- _REQUIRED WORK_
Keep only the lines where "this" appears.

- _DATA ROWS_
--------------------------------

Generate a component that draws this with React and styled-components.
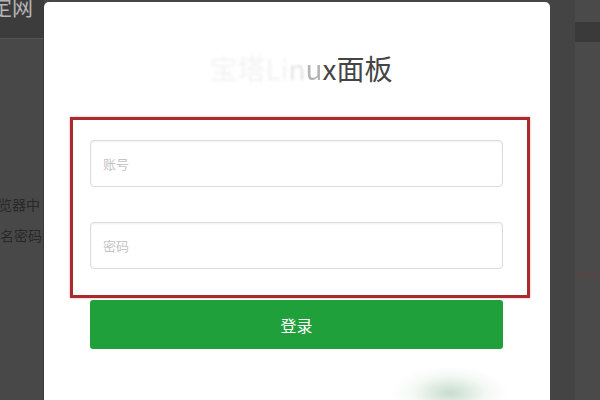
import styled, { createGlobalStyle } from "styled-components";

const GlobalStyle = createGlobalStyle`
  html, body {
    margin: 0;
    padding: 0;
    width: 600px;
    height: 400px;
    overflow: hidden;
    background: #474747;
    font-family: "Noto Sans CJK SC", "Noto Sans", "Liberation Sans", sans-serif;
  }
`;

const Page = styled.div`
  display: grid;
  grid-template-columns: 44px 506px 50px;
  width: 600px;
  height: 400px;
  overflow: hidden;
`;

const LeftSide = styled.div`
  display: flex;
  flex-direction: column;
  background: #484848;
  border-right: 1px solid #3a3a3a;
  overflow: hidden;
`;

const TopBar = styled.div`
  height: 42px;
  background: #3c3c3c;
  border-bottom: 1px solid #555;
  overflow: hidden;
  white-space: nowrap;
  font-size: 21px;
  line-height: 20px;
  color: #b5b5b5;
  margin-left: -9px;
  margin-top: -4px;
`;

const SideLine = styled.div`
  white-space: nowrap;
  font-size: 14px;
  color: #282828;
  margin-left: ${(p) => p.$shift}px;
  margin-top: ${(p) => p.$top}px;
`;

const RightSide = styled.div`
  display: grid;
  grid-template-columns: 25px 1fr;
  background: #444;
`;

const RightPanel = styled.div`
  grid-column: 2;
  display: flex;
  flex-direction: column;
  background: #4a4a4a;
`;

const RightBar = styled.div`
  height: 20px;
  margin-top: 22px;
  background: #3a3a3a;
`;

const RightRule = styled.div`
  height: 1px;
  margin-top: 232px;
  background: #6e3a3a;
`;

const Modal = styled.div`
  margin-top: 2px;
  background: #fff;
  border-radius: 5px 5px 0 0;
  padding-top: 50px;
  display: flex;
  flex-direction: column;
`;

const Title = styled.h1`
  margin: 0;
  text-align: center;
  font-size: 28px;
  line-height: 32px;
  font-weight: 400;
  color: #444;
  padding-left: 8px;
`;

const Faded = styled.span`
  color: ${(p) => p.$tone};
  filter: blur(${(p) => p.$blur}px);
`;

const Highlight = styled.div`
  box-sizing: border-box;
  margin: 33px 0 0 26px;
  width: 460px;
  border: 3px solid #ab2a2d;
  box-shadow: 0 0 2px rgba(200, 60, 60, 0.5);
  padding: 20px 24px 26px 17px;
  display: flex;
  flex-direction: column;
  gap: 35px;
`;

const Field = styled.input`
  height: 47px;
  box-sizing: border-box;
  border: 1px solid #dcdcdc;
  border-radius: 4px;
  box-shadow: inset 0 1px 2px rgba(0, 0, 0, 0.06);
  padding: 0 12px;
  font-family: inherit;
  font-size: 13px;
  color: #555;
  outline: none;

  &::placeholder {
    color: #c4c4c4;
  }
`;

const LoginButton = styled.button`
  margin: 2px 0 0 46px;
  width: 413px;
  height: 49px;
  border: none;
  border-radius: 3px;
  background: #20a03a;
  color: #fff;
  font-family: inherit;
  font-size: 16px;
  cursor: pointer;
`;

const Glow = styled.div`
  align-self: flex-end;
  margin: 16px 40px 0 0;
  width: 120px;
  height: 56px;
  background: radial-gradient(ellipse at center, rgba(120, 170, 130, 0.4) 0%, rgba(200, 225, 205, 0.18) 45%, rgba(255, 255, 255, 0) 70%);
`;

export default function App() {
  return (
    <>
      <GlobalStyle />
      <Page>
        <LeftSide>
          <TopBar>定网</TopBar>
          <SideLine $shift={-2} $top={155}>览器中</SideLine>
          <SideLine $shift={0} $top={11}>名密码</SideLine>
        </LeftSide>
        <Modal>
          <Title>
            <Faded $tone="#f2f2f2" $blur={1.5}>宝塔Li</Faded>
            <Faded $tone="#e6e6e6" $blur={0.8}>n</Faded>
            <Faded $tone="#b4b4b4" $blur={0}>u</Faded>
            x面板
          </Title>
          <Highlight>
            <Field placeholder="账号" />
            <Field type="password" placeholder="密码" />
          </Highlight>
          <LoginButton>登录</LoginButton>
          <Glow />
        </Modal>
        <RightSide>
          <RightPanel>
            <RightBar />
            <RightRule />
          </RightPanel>
        </RightSide>
      </Page>
    </>
  );
}
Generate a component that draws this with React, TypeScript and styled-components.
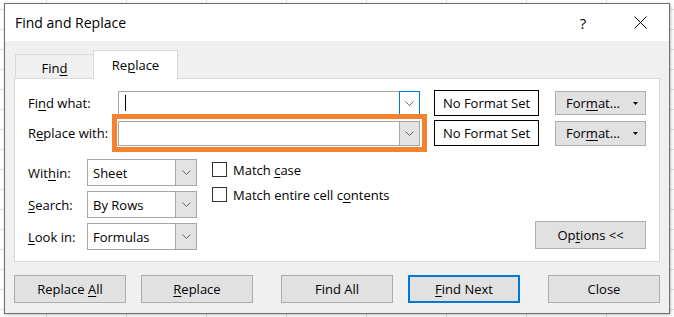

--------------------------------

- _THE COMPLETED TASK_
Generate a component that draws this with React and styled-components.
Generate a component that draws this with React, TypeScript and styled-components.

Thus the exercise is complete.